Hundreds of thousands of Nigerians fleeing Islamist militants are searching for sanctuary, say government and international relief officials, the latest fallout from Boko Haram's campaign to seize the northeast of Africa's most populous country.
....Boko Haram has made the surrounding Borno state the epicenter of its insurrection against Nigerian soldiers, Christians and—increasingly—civilians
who stand in its way.
"They are streaming over the hillsides," said Borno state Governor Kashim Shettima of the civilians who are trying to escape the violence. Mr. Shettima said Nigerian officials and multinational agencies are sheltering 40,000 people in schools that had already closed because the insurgency had made them unsafe for students. In the past year, up to a million people have fled to the state capital of Maiduguri,
he said, lodging with relatives and in tents at the city's limits.
The forced migration from Nigeria's violence is expected to strain everything from public services to food security, as a weak central government struggles to beat back the emboldened Islamist insurgency.
Boko Haram aims to impose Islamic law and has been targeting vigilante militias and the military that stand in its way. Insurgents have killed nearly 3,000 people this year, according to the Council on Foreign Relations.
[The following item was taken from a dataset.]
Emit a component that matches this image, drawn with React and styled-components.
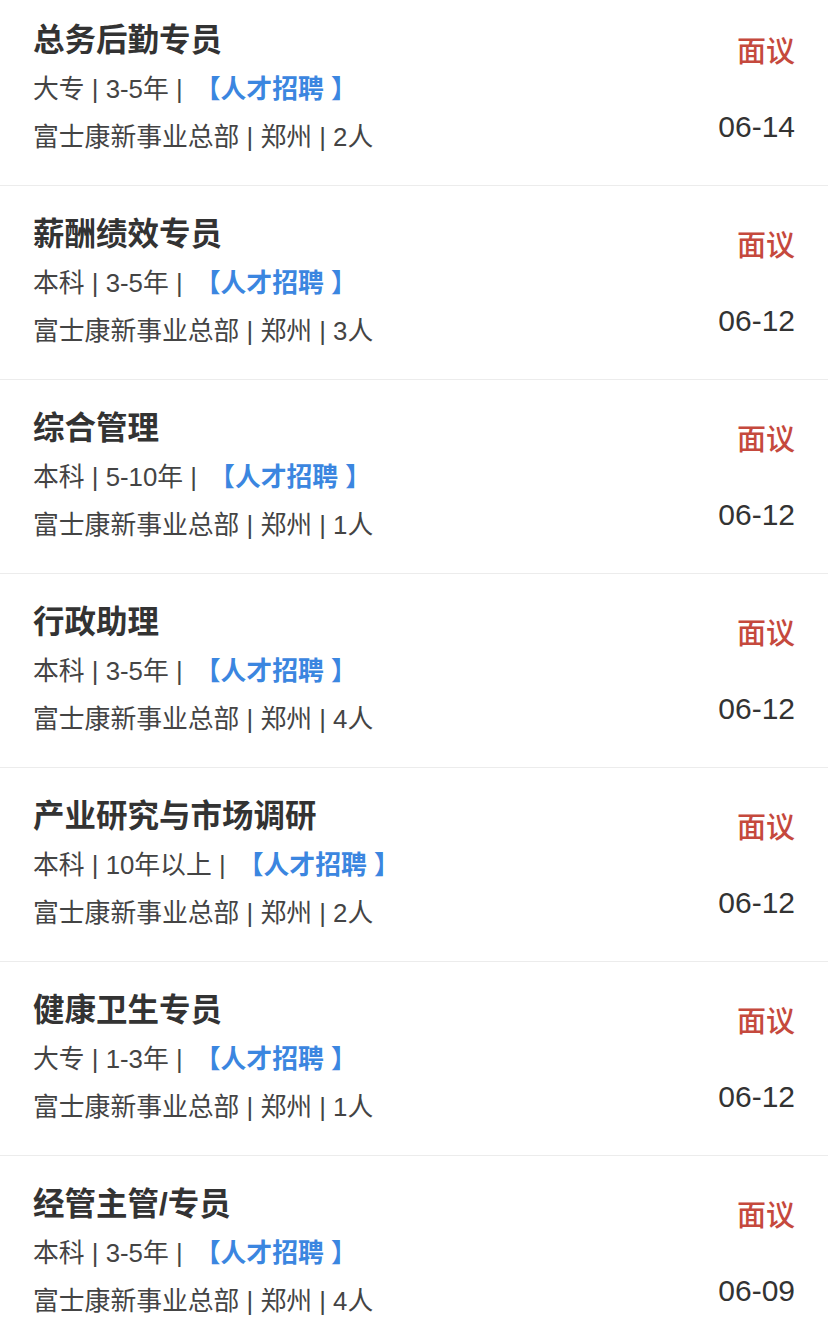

The turmoil has spilled across Nigeria's porous border with Cameroon, where about half of the 10,000 residents of the town of Kolofata have fled since a suspected Boko Haram raid there two weeks ago.
Manzo Ezekiel, a spokesman for Nigeria's National Emergency Management Agency, estimated that 3 million Nigerians are facing "serious humanitarian challenges" because a breadwinner has been killed in the turmoil or they are too scared to plant the crops
they will need to survive through the dry season.
At the same time,the number of farmers fleeing their land poses a threat to the country's food supply,
say aid workers. "There's palpable fear that there may be food scarcity in the region yet this year," said Nwakpa Nwakpa, a spokesman for the Red Cross in Nigeria.
But the army has shown little sign that it is capable of turning the tide as northeastern Nigeria has slipped deeper into lawlessness
. Despite a global campaign drawing attention to more than 200 schoolgirls the militants abducted in April, the military has struggled to make much public progress toward their release.